Since fornication is wrong, attempting to stimulate a desire for sex is also wrong. “Now concerning the things about which you wrote, it is good for a man not to touch a woman” (I Corinthians 7:1). Some modern translations completely miss the point that Paul is making and translate it as “it is good for a man not to marry a woman,” which is a contradiction of other passages, such as Paul’s later statement in I Corinthians 7:28. What Paul is talking about is not sexually touching a woman you are not married to. Since it is wrong to have sex outside of marriage, you don’t touch another person to arouse the desire for sex. Once you do so, you cannot claim innocence when events go further than you intended and you end up engaging in sex. “So is the one who goes in to his neighbor’s wife; whoever touches her will not go unpunished” (Proverbs 6:29).
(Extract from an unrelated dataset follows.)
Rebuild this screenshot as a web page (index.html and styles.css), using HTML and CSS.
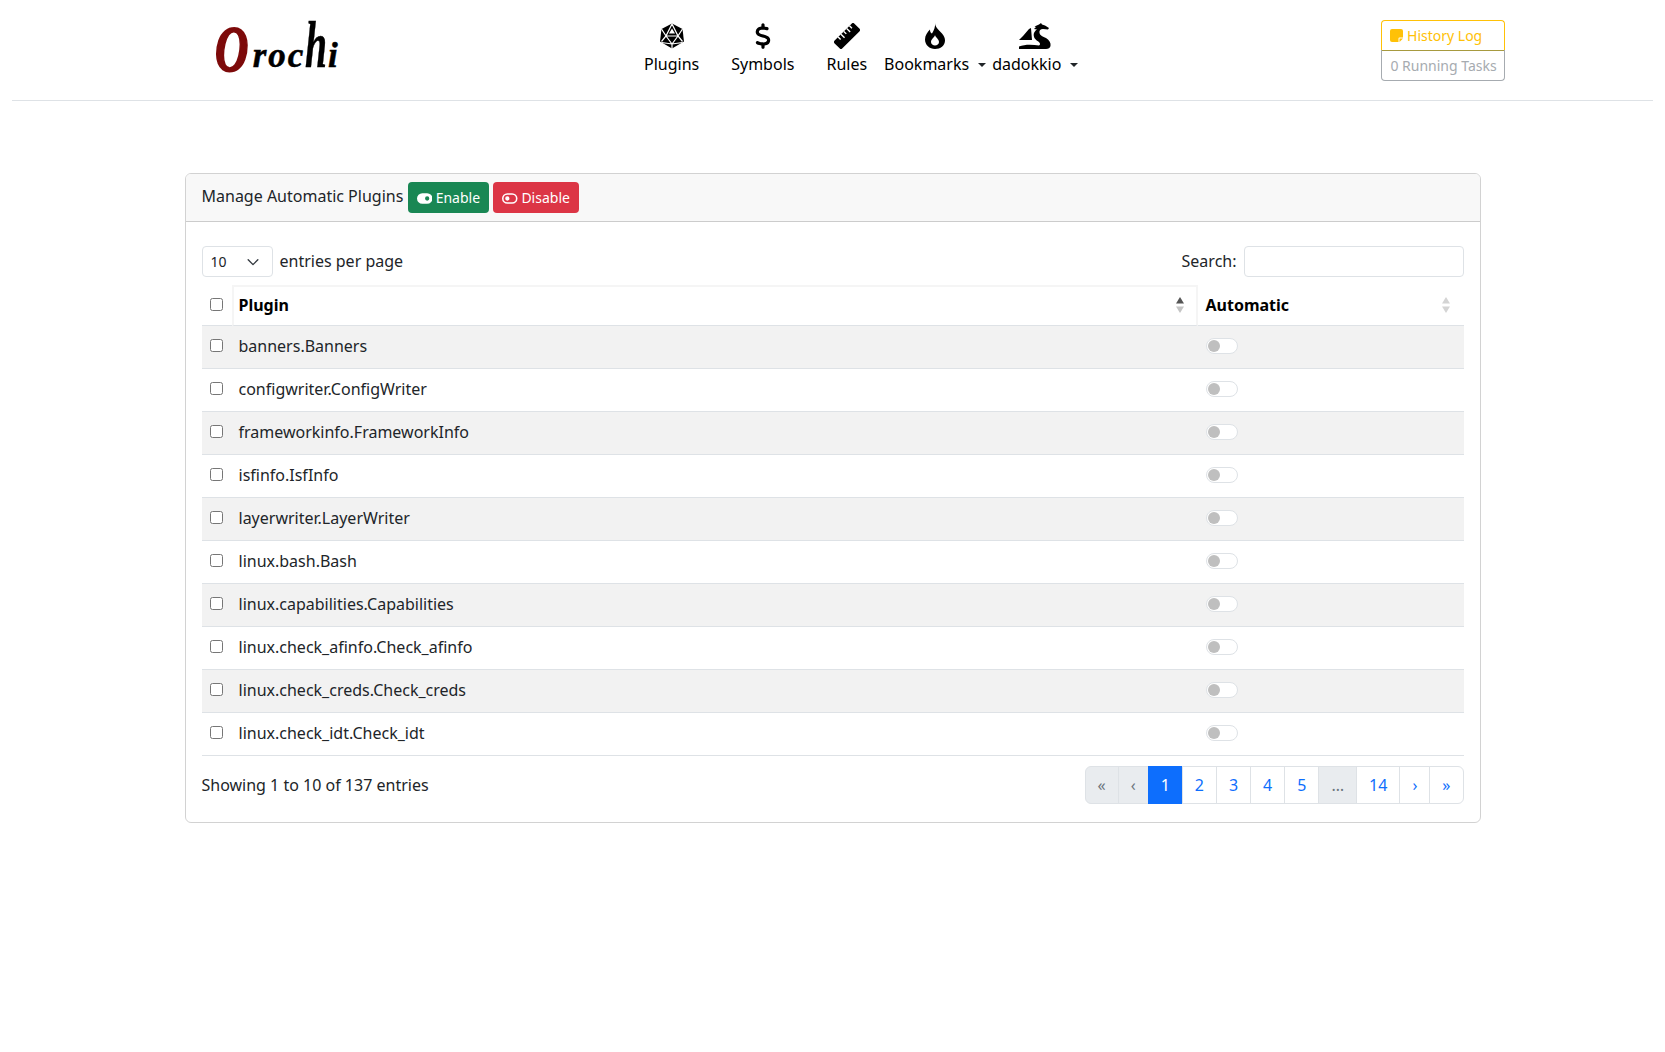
FILE: index.html
```html
<!DOCTYPE html>
<html lang="en">
<head>
  <meta charset="UTF-8" />
  <meta name="viewport" content="width=device-width, initial-scale=1.0" />
  <title>Orochi</title>
  <link rel="stylesheet" href="styles.css">
</head>
<body>
  <header class="topbar">
    <a class="logo" href="#"><span class="logo-o">O</span><span>r</span><span>o</span><span>c</span><span class="logo-h">h</span><span>i</span></a>
    <nav class="nav">
      <a class="nav-link" href="#">
        <svg class="nav-icon" width="24" height="26" viewBox="0 0 24 26"><path d="M12 .5 22.500 6 24 18.500 12 25.500 0 18.500 1.500 6Z" fill="#000"/><path d="M12 1 6 13h12ZM1.500 6 6 13 1.500 18.500M22.500 6 18 13l4.500 5.500M6 13l6 8 6-8M1.500 19.500 12 21l10.500-1.500M12 21v5" fill="none" stroke="#fff" stroke-width="1.200"/><path d="M12 5.500 15 10.500H9Z" fill="#fff"/></svg>
        <span>Plugins</span>
      </a>
      <a class="nav-link" href="#">
        <svg class="nav-icon" width="16" height="26" viewBox="0 0 320 512"><path d="M160 0c17.700 0 32 14.300 32 32V67.700c1.600 .2 3.100 .4 4.700 .7c.4 .1 .7 .1 1.100 .2l48 8.800c17.400 3.200 28.900 19.900 25.700 37.200s-19.900 28.900-37.200 25.700l-47.500-8.700c-31.300-4.600-58.900-1.500-78.300 6.200s-27.200 18.300-29 28.100c-2 10.700-.5 16.700 1.200 20.400c1.800 3.900 5.500 8.300 12.800 13.200c16.300 10.700 41.300 17.700 73.700 26.300l2.900 .8c28.600 7.600 63.600 16.800 89.600 33.800c14.200 9.300 27.600 21.900 35.900 39.500c8.500 17.900 10.300 37.900 6.400 59.200c-6.900 38-33.100 63.400-65.600 76.700c-13.700 5.600-28.600 9.200-44.400 11V480c0 17.700-14.300 32-32 32s-32-14.300-32-32V445.100c-.4-.1-.9-.1-1.300-.2c-24.400-3.800-64.500-14.300-91.500-26.300c-16.100-7.200-23.400-26.100-16.200-42.200s26.100-23.400 42.200-16.200c20.900 9.300 55.300 18.500 75.200 21.600c31.900 4.700 58.200 2 76-5.300c16.900-6.900 24.600-16.900 26.800-28.900c1.900-10.600 .4-16.700-1.300-20.400c-1.900-4-5.600-8.400-13-13.300c-16.400-10.700-41.500-17.700-74-26.300l-2.800-.7C119.400 279.300 84.400 270 58.400 253c-14.200-9.300-27.500-22-35.800-39.600c-8.400-17.900-10.100-37.900-6.100-59.200C23.700 116 52.300 91.200 84.800 78.300c13.300-5.300 27.900-8.900 43.200-11V32c0-17.700 14.300-32 32-32z"/></svg>
        <span>Symbols</span>
      </a>
      <a class="nav-link" href="#">
        <svg class="nav-icon" width="26" height="26" viewBox="0 0 26 26"><g transform="rotate(-45 13 13)"><rect x="-1" y="7.500" width="28" height="11" rx="2"/><path d="M6 7.500v3.500M10 7.500v5M14 7.500v3.500M18 7.500v5M22 7.500v3.500" stroke="#fff" stroke-width="1.400"/></g></svg>
        <span>Rules</span>
      </a>
      <a class="nav-link nav-dropdown" href="#">
        <svg class="nav-icon" width="20" height="26" viewBox="0 0 20 26"><path fill-rule="evenodd" d="M10 0C10 4 14 7 17 10.500 19 13 20 15 20 17.500 20 22.500 15.500 26 10 26 4.500 26 0 22 0 16.500 0 12.500 2.500 9 5 6.500 5 8.500 5.500 10 7 10.500 9 7.500 10.500 3.500 10 0ZM10 12C9.500 14.500 6 16 6 19 6 21 8 22.500 10 22.500 12 22.500 14 21 14 19 14 16 10.500 14.500 10 12Z"/></svg>
        <span>Bookmarks<i class="caret"></i></span>
      </a>
      <a class="nav-link nav-dropdown nav-user" href="#">
        <svg class="nav-icon" width="32" height="26" viewBox="0 0 32 26"><path d="M0 17 4 13 10 6 12 5 13 17H5ZM0 23.500C6 21 14 21.500 20 22.500 22 21.500 21 19.500 18.500 18 15.500 16 14 13 15 10 16 7.500 18 6.500 18 6.500L15 6 17 4 15.500 3.500 20 1.500 22 0 23 1.500 26 2.500 30 5 29 6.500 24 6C21.500 6 20 7.500 20.500 10 21 12.500 24 13.500 27 15 30.500 17 32 20 31.500 23 31 25 29.500 26 27 26H0Z"/></svg>
        <span>dadokkio<i class="caret"></i></span>
      </a>
    </nav>
    <div class="status-group">
      <a class="status-btn status-log" href="#">
        <svg width="13" height="13" viewBox="0 0 13 13"><path d="M2 0h9a2 2 0 0 1 2 2v6.500H9.500a1 1 0 0 0-1 1V13H2a2 2 0 0 1-2-2V2a2 2 0 0 1 2-2ZM13 9.500 9.500 13V9.500Z" fill="#ffc107"/></svg>
        History Log
      </a>
      <a class="status-btn status-tasks" href="#">0 Running Tasks</a>
    </div>
  </header>

  <main class="container">
    <section class="card">
      <div class="card-header">
        Manage Automatic Plugins
        <button class="btn btn-success"><svg width="15.500" height="11" viewBox="0 0 16 11"><path fill-rule="evenodd" d="M5.500 0h5a5.500 5.500 0 0 1 0 11h-5a5.500 5.500 0 0 1 0-11ZM10.500 3.300a2.200 2.200 0 1 0 0 4.400 2.200 2.200 0 0 0 0-4.400Z" fill="#fff"/></svg> Enable</button>
        <button class="btn btn-danger"><svg width="15.500" height="11" viewBox="0 0 16 11"><path fill-rule="evenodd" d="M5.500 0h5a5.500 5.500 0 0 1 0 11h-5a5.500 5.500 0 0 1 0-11ZM5.500 1.600a3.900 3.900 0 0 0 0 7.800h5a3.900 3.900 0 0 0 0-7.800ZM5.500 3.300a2.200 2.200 0 1 1 0 4.400 2.200 2.200 0 0 1 0-4.400Z" fill="#fff"/></svg> Disable</button>
      </div>
      <div class="card-body">
        <div class="table-top">
          <label class="per-page">
            <span class="select-wrap">
              <select class="per-page-select"><option>10</option></select>
              <svg class="select-arrow" width="14" height="14" viewBox="0 0 16 16"><path d="m2.500 5.500 5.500 5.500 5.500-5.500" fill="none" stroke="#343a40" stroke-width="1.600" stroke-linecap="round" stroke-linejoin="round"/></svg>
            </span>
            <span class="control-text">entries per page</span>
          </label>
          <label class="search"><span class="control-text">Search:</span> <input class="search-input" type="search"></label>
        </div>

        <table class="plugins">
          <colgroup><col class="col-check"><col class="col-plugin"><col class="col-auto"></colgroup>
          <thead>
            <tr>
              <th class="check-cell"><input type="checkbox"></th>
              <th class="sorted"><span class="th-inner">Plugin <svg width="8" height="16" viewBox="0 0 8 16"><path d="M4 0 8 6.500H0Z" fill="#555"/><path d="M4 16 8 9.500H0Z" fill="#c4c4c4"/></svg></span></th>
              <th class="auto-head"><span class="th-inner">Automatic <svg width="8" height="16" viewBox="0 0 8 16"><path d="M4 0 8 6.500H0Z" fill="#d4d4d4"/><path d="M4 16 8 9.500H0Z" fill="#d4d4d4"/></svg></span></th>
            </tr>
          </thead>
          <tbody>
            <tr><td class="check-cell"><input type="checkbox"></td><td class="name-cell">banners.Banners</td><td><span class="switch"></span></td></tr>
            <tr><td class="check-cell"><input type="checkbox"></td><td class="name-cell">configwriter.ConfigWriter</td><td><span class="switch"></span></td></tr>
            <tr><td class="check-cell"><input type="checkbox"></td><td class="name-cell">frameworkinfo.FrameworkInfo</td><td><span class="switch"></span></td></tr>
            <tr><td class="check-cell"><input type="checkbox"></td><td class="name-cell">isfinfo.IsfInfo</td><td><span class="switch"></span></td></tr>
            <tr><td class="check-cell"><input type="checkbox"></td><td class="name-cell">layerwriter.LayerWriter</td><td><span class="switch"></span></td></tr>
            <tr><td class="check-cell"><input type="checkbox"></td><td class="name-cell">linux.bash.Bash</td><td><span class="switch"></span></td></tr>
            <tr><td class="check-cell"><input type="checkbox"></td><td class="name-cell">linux.capabilities.Capabilities</td><td><span class="switch"></span></td></tr>
            <tr><td class="check-cell"><input type="checkbox"></td><td class="name-cell">linux.check_afinfo.Check_afinfo</td><td><span class="switch"></span></td></tr>
            <tr><td class="check-cell"><input type="checkbox"></td><td class="name-cell">linux.check_creds.Check_creds</td><td><span class="switch"></span></td></tr>
            <tr><td class="check-cell"><input type="checkbox"></td><td class="name-cell">linux.check_idt.Check_idt</td><td><span class="switch"></span></td></tr>
          </tbody>
        </table>

        <div class="table-bottom">
          <div>Showing 1 to 10 of 137 entries</div>
          <ul class="pagination">
            <li class="page disabled"><a href="#">«</a></li>
            <li class="page disabled"><a href="#">‹</a></li>
            <li class="page active"><a href="#">1</a></li>
            <li class="page"><a href="#">2</a></li>
            <li class="page"><a href="#">3</a></li>
            <li class="page"><a href="#">4</a></li>
            <li class="page"><a href="#">5</a></li>
            <li class="page disabled"><a href="#">…</a></li>
            <li class="page"><a href="#">14</a></li>
            <li class="page"><a href="#">›</a></li>
            <li class="page"><a href="#">»</a></li>
          </ul>
        </div>
      </div>
    </section>
  </main>
</body>
</html>
```

FILE: styles.css
```css
* { box-sizing: border-box; }
body { margin: 0; background: #fff; color: #212529;
  font-family: "Noto Sans", sans-serif; font-size: 16px; line-height: 1.5; }
a { text-decoration: none; color: inherit; }

/* top bar */
.topbar { display: flex; align-items: center; height: 101px; margin: 0 12px;
  padding-left: 203px; border-bottom: 1px solid #dee2e6; }
.logo { display: flex; align-items: baseline; width: 120px; height: 62px; margin-top: -10px; color: #000;
  font-family: "Liberation Serif", serif; font-style: italic; font-weight: bold;
  font-size: 35px; line-height: 62px; letter-spacing: 2px; -webkit-text-stroke: 0.5px #000; }
.logo-o { display: inline-block; margin-right: -12px; color: #7d0a0a; font-size: 66px; -webkit-text-stroke: 2px #7d0a0a;
  transform: scaleX(0.7) translateY(4px); transform-origin: left bottom; }
.logo-h { display: inline-block; margin-right: -16px; font-size: 66px; line-height: 40px;
  transform: scaleX(0.6); transform-origin: left bottom; }
.nav { display: flex; margin-left: 293px; margin-top: -1px; }
.nav-link { display: flex; flex-direction: column; align-items: center; padding: 0 16px; color: #000; }
.nav-dropdown { padding: 0 4px 0 1px; }
.nav-user { margin-left: 1px; }
.nav-icon { display: block; margin-bottom: 3px; }
.caret { display: inline-block; margin-left: 9px; vertical-align: 3px;
  border-top: 4.800px solid #212529; border-left: 4.800px solid transparent; border-right: 4.800px solid transparent; }
.status-group { display: flex; flex-direction: column; width: 124px; margin-left: 299px; font-size: 14px; }
.status-btn { display: block; height: 31px; padding: 4px 8px; line-height: 21px; white-space: nowrap; }
.status-log { color: #ffc107; border: 1px solid #ffc107; border-bottom-color: #a79a3f; border-radius: 4px 4px 0 0; }
.status-log svg { vertical-align: -1px; }
.status-tasks { margin-top: -1px; padding-top: 5px; color: #a6abb0; border: 1px solid #a6abb0; border-top: 0; border-radius: 0 0 4px 4px; }

/* card */
.container { max-width: 1320px; margin: 72px auto 0; padding: 0 12px; }
.card { border: 1px solid rgba(0,0,0,0.175); border-radius: 6px; }
.card-header { padding: 8px 16px; background: #f8f8f8; border-bottom: 1px solid rgba(0,0,0,0.175); border-radius: 5px 5px 0 0; }
.card-body { padding: 24px 16px 18px; }
.btn { display: inline-block; vertical-align: middle; height: 31px; padding: 4px 8px; color: #fff;
  font: 14px/21px "Noto Sans", sans-serif; border: 1px solid transparent; border-radius: 4px; }
.btn svg { vertical-align: -1px; }
.btn-success { background: #198754; }
.btn-danger { background: #dc3545; }

/* table controls */
.table-top { display: flex; justify-content: space-between; align-items: center; margin-bottom: 8px; }
.control-text { margin-top: -2px; }
.per-page { display: flex; align-items: center; gap: 7px; }
.select-wrap { position: relative; display: block; height: 31px; }
.per-page-select { appearance: none; width: 71px; height: 31px; padding: 0 8px; background: #fff; color: #212529;
  font: 14px "Noto Sans", sans-serif; border: 1px solid #dee2e6; border-radius: 4px; }
.select-arrow { position: absolute; top: 9px; right: 13px; pointer-events: none; }
.search { display: flex; align-items: center; gap: 7px; }
.search-input { width: 220px; height: 31px; border: 1px solid #dee2e6; border-radius: 4px; }

/* table */
.plugins { width: 100%; table-layout: fixed; border-collapse: separate; border-spacing: 0; }
.col-check { width: 30px; }
.col-auto { width: 266px; }
.plugins th, .plugins td { padding: 8px 8px 10px; text-align: left; border-bottom: 1px solid #dee2e6; }
.plugins td { vertical-align: top; }
.plugins td.name-cell { padding-left: 7px; }
.plugins th { height: 41px; padding: 5px 8px 7px; color: #000; font-weight: bold; }
.plugins th.sorted { border: 2px solid #f5f5f5; border-bottom: 1px solid #dee2e6; padding-left: 5px; padding-top: 4px; }
.plugins th.sorted .th-inner { padding-right: 4px; }
.plugins th.auto-head { padding-top: 6px; padding-bottom: 6px; }
.plugins tbody tr:nth-child(odd) td { background: #f2f2f2; }
.plugins input[type="checkbox"] { display: block; margin: 5px 0 0; }
.plugins th input[type="checkbox"] { margin: 0; }
.plugins .check-cell { padding-right: 0; }
.th-inner { display: flex; align-items: center; justify-content: space-between; padding-right: 6px; }
.switch { position: relative; display: block; width: 32px; height: 16px; margin: 4px 0 0 0; background: #fff; border: 1px solid #dee2e6; border-radius: 8px; }
.switch::before { content: ""; position: absolute; left: 1px; top: 1px; width: 12px; height: 12px; background: #bfbfbf; border-radius: 50%; }

/* footer of table */
.table-bottom { display: flex; justify-content: space-between; align-items: center; margin-top: 10px; }
.pagination { display: flex; margin: 0; padding: 0; list-style: none; }
.page a { display: block; padding: 6px 12px; margin-left: -1px; color: #0d6efd; background: #fff; border: 1px solid #dee2e6; }
.page:first-child a { margin-left: 0; border-radius: 6px 0 0 6px; }
.page:last-child a { border-radius: 0 6px 6px 0; }
.page.active a { color: #fff; background: #0d6efd; border-color: #0d6efd; }
.page.disabled a { color: #6c757d; background: #e9ecef; }
```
This would also include passionate kissing and touching where the couple loses themselves in sexual feelings. “Lewdness” or “sensuality” refers to shameless behavior, particularly in regards to sex. It is behavior that is involved in pure self-enjoyment or behavior characteristic of an animal. “Let us behave properly as in the day, not in carousing and drunkenness, not in sexual promiscuity and sensuality, not in strife and jealousy. But put on the Lord Jesus Christ, and make no provision for the flesh in regard to its lusts” (Romans 13:13-14).
To put this all in more simple terms, sin doesn’t begin when you put your penis where it doesn’t belong. Fornication is the destination, and it lies on a path filled with other sins. If you don’t want to reach the destination, then you have to stay off the path. “Do not enter the path of the wicked and do not proceed in the way of evil men. Avoid it, do not pass by it; turn away from it and pass on” (Proverbs 4:14-15). Instead of looking for the border and wondering how close you can get to them with crossing over, head in the opposite direction.
There is nothing wrong with holding hands with your girlfriend or giving her a brief good night kiss when you drop her off at her doorstep, but anything generated by your desire for sex should be avoided.